- What you have to do -
Every line below should be copied exactly; drop the pictures.

─── Data provided ───

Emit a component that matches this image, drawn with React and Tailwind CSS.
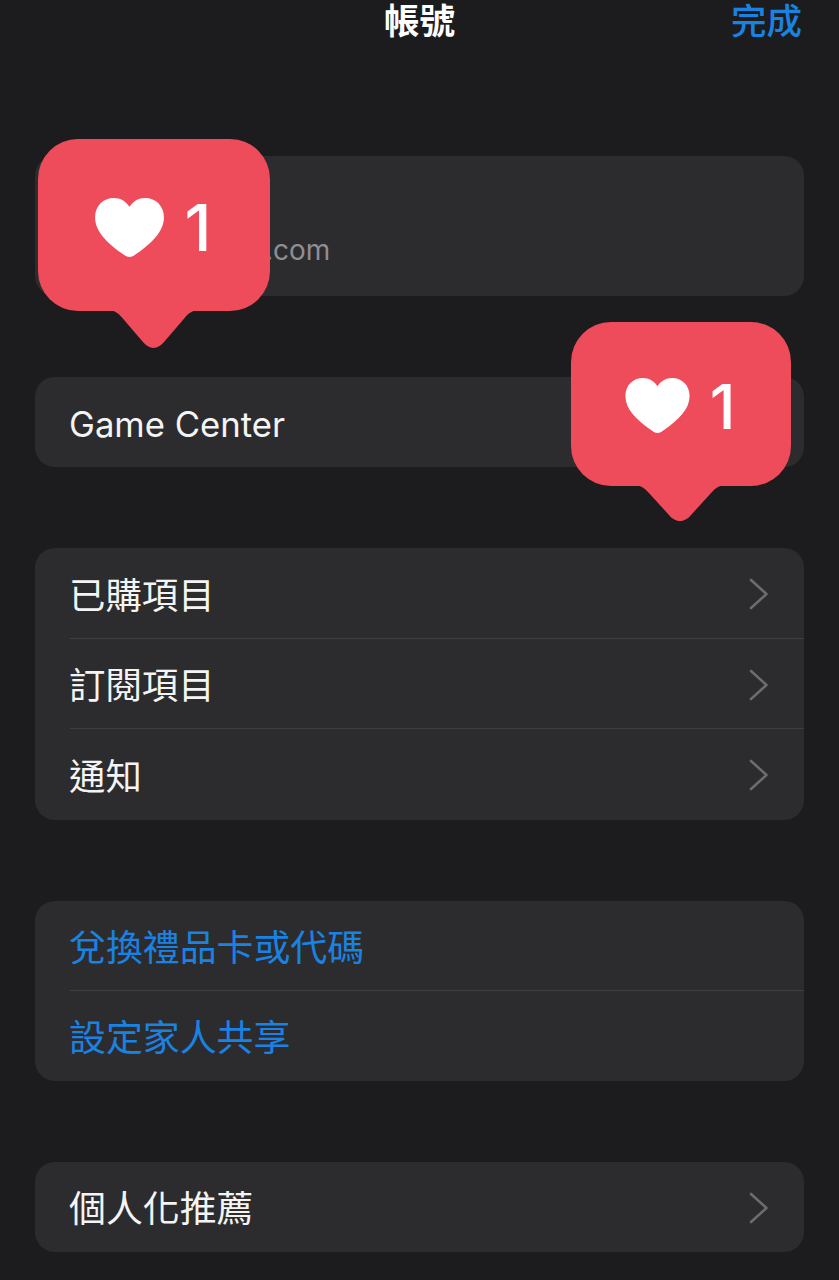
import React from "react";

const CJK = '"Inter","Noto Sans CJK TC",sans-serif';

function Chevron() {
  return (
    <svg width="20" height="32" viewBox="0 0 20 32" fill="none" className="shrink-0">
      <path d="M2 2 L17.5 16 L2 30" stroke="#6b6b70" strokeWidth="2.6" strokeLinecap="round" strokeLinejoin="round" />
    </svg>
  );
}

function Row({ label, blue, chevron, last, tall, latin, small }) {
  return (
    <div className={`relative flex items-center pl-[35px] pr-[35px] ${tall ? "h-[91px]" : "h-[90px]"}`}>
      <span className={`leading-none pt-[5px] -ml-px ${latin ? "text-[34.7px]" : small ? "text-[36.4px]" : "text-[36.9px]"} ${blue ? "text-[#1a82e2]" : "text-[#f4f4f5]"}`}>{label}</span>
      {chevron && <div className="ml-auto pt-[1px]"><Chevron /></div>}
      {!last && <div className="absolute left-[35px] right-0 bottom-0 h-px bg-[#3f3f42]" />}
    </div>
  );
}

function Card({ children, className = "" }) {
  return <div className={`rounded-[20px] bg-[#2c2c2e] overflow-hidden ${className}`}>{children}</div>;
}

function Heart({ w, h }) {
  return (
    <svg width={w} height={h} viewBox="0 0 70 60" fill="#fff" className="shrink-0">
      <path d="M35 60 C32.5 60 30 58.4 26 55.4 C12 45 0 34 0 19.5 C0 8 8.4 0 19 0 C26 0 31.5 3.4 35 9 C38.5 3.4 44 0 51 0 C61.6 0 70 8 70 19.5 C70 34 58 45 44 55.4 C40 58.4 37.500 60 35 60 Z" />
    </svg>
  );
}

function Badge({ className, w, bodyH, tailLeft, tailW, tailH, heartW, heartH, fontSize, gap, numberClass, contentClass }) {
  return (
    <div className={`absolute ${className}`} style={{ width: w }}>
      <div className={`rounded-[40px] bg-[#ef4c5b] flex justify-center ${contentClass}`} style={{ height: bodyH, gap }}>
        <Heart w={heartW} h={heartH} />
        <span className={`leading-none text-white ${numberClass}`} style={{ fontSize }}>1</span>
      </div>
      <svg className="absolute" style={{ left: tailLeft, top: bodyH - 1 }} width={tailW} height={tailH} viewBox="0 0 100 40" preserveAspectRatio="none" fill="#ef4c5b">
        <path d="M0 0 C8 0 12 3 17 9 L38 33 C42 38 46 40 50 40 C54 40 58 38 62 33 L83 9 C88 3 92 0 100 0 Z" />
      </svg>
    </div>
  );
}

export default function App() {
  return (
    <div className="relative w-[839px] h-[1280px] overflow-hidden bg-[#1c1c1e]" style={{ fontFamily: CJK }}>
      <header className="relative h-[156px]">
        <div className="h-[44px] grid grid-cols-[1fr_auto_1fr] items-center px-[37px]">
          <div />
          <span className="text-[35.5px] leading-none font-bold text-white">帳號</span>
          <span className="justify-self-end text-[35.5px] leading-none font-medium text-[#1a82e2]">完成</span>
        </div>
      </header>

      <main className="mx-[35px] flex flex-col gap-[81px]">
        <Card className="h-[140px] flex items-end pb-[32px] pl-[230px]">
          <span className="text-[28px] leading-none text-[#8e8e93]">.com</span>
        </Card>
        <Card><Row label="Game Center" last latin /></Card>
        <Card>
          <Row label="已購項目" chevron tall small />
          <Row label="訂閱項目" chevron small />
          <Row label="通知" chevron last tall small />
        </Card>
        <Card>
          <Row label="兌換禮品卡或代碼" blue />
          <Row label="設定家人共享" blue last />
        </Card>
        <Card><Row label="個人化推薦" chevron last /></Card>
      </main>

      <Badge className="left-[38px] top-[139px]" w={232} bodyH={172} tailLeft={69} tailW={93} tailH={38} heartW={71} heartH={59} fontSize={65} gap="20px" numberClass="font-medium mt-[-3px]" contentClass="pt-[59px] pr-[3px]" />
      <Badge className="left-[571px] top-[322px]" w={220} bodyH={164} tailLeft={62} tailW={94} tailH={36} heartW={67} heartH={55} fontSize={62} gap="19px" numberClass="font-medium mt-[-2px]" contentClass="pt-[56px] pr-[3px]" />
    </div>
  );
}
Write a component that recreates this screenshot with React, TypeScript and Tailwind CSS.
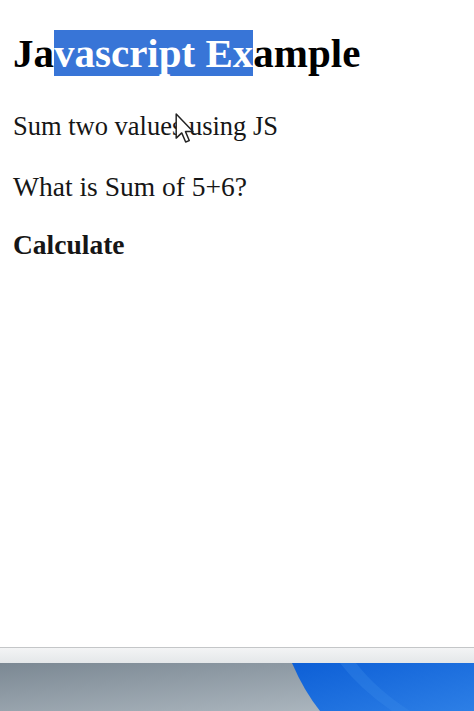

───

- Worked answer -
Emit a component that matches this image, drawn with React and Tailwind CSS.
import React from "react";

const CJK = '"Inter","Noto Sans CJK TC",sans-serif';

function Chevron() {
  return (
    <svg width="20" height="32" viewBox="0 0 20 32" fill="none" className="shrink-0">
      <path d="M2 2 L17.5 16 L2 30" stroke="#6b6b70" strokeWidth="2.6" strokeLinecap="round" strokeLinejoin="round" />
    </svg>
  );
}

function Row({ label, blue, chevron, last, tall, latin, small }) {
  return (
    <div className={`relative flex items-center pl-[35px] pr-[35px] ${tall ? "h-[91px]" : "h-[90px]"}`}>
      <span className={`leading-none pt-[5px] -ml-px ${latin ? "text-[34.7px]" : small ? "text-[36.4px]" : "text-[36.9px]"} ${blue ? "text-[#1a82e2]" : "text-[#f4f4f5]"}`}>{label}</span>
      {chevron && <div className="ml-auto pt-[1px]"><Chevron /></div>}
      {!last && <div className="absolute left-[35px] right-0 bottom-0 h-px bg-[#3f3f42]" />}
    </div>
  );
}

function Card({ children, className = "" }) {
  return <div className={`rounded-[20px] bg-[#2c2c2e] overflow-hidden ${className}`}>{children}</div>;
}

function Heart({ w, h }) {
  return (
    <svg width={w} height={h} viewBox="0 0 70 60" fill="#fff" className="shrink-0">
      <path d="M35 60 C32.5 60 30 58.4 26 55.4 C12 45 0 34 0 19.5 C0 8 8.4 0 19 0 C26 0 31.5 3.4 35 9 C38.5 3.4 44 0 51 0 C61.6 0 70 8 70 19.5 C70 34 58 45 44 55.4 C40 58.4 37.500 60 35 60 Z" />
    </svg>
  );
}

function Badge({ className, w, bodyH, tailLeft, tailW, tailH, heartW, heartH, fontSize, gap, numberClass, contentClass }) {
  return (
    <div className={`absolute ${className}`} style={{ width: w }}>
      <div className={`rounded-[40px] bg-[#ef4c5b] flex justify-center ${contentClass}`} style={{ height: bodyH, gap }}>
        <Heart w={heartW} h={heartH} />
        <span className={`leading-none text-white ${numberClass}`} style={{ fontSize }}>1</span>
      </div>
      <svg className="absolute" style={{ left: tailLeft, top: bodyH - 1 }} width={tailW} height={tailH} viewBox="0 0 100 40" preserveAspectRatio="none" fill="#ef4c5b">
        <path d="M0 0 C8 0 12 3 17 9 L38 33 C42 38 46 40 50 40 C54 40 58 38 62 33 L83 9 C88 3 92 0 100 0 Z" />
      </svg>
    </div>
  );
}

export default function App() {
  return (
    <div className="relative w-[839px] h-[1280px] overflow-hidden bg-[#1c1c1e]" style={{ fontFamily: CJK }}>
      <header className="relative h-[156px]">
        <div className="h-[44px] grid grid-cols-[1fr_auto_1fr] items-center px-[37px]">
          <div />
          <span className="text-[35.5px] leading-none font-bold text-white">帳號</span>
          <span className="justify-self-end text-[35.5px] leading-none font-medium text-[#1a82e2]">完成</span>
        </div>
      </header>

      <main className="mx-[35px] flex flex-col gap-[81px]">
        <Card className="h-[140px] flex items-end pb-[32px] pl-[230px]">
          <span className="text-[28px] leading-none text-[#8e8e93]">.com</span>
        </Card>
        <Card><Row label="Game Center" last latin /></Card>
        <Card>
          <Row label="已購項目" chevron tall small />
          <Row label="訂閱項目" chevron small />
          <Row label="通知" chevron last tall small />
        </Card>
        <Card>
          <Row label="兌換禮品卡或代碼" blue />
          <Row label="設定家人共享" blue last />
        </Card>
        <Card><Row label="個人化推薦" chevron last /></Card>
      </main>

      <Badge className="left-[38px] top-[139px]" w={232} bodyH={172} tailLeft={69} tailW={93} tailH={38} heartW={71} heartH={59} fontSize={65} gap="20px" numberClass="font-medium mt-[-3px]" contentClass="pt-[59px] pr-[3px]" />
      <Badge className="left-[571px] top-[322px]" w={220} bodyH={164} tailLeft={62} tailW={94} tailH={36} heartW={67} heartH={55} fontSize={62} gap="19px" numberClass="font-medium mt-[-2px]" contentClass="pt-[56px] pr-[3px]" />
    </div>
  );
}
Write a component that recreates this screenshot with React, TypeScript and Tailwind CSS.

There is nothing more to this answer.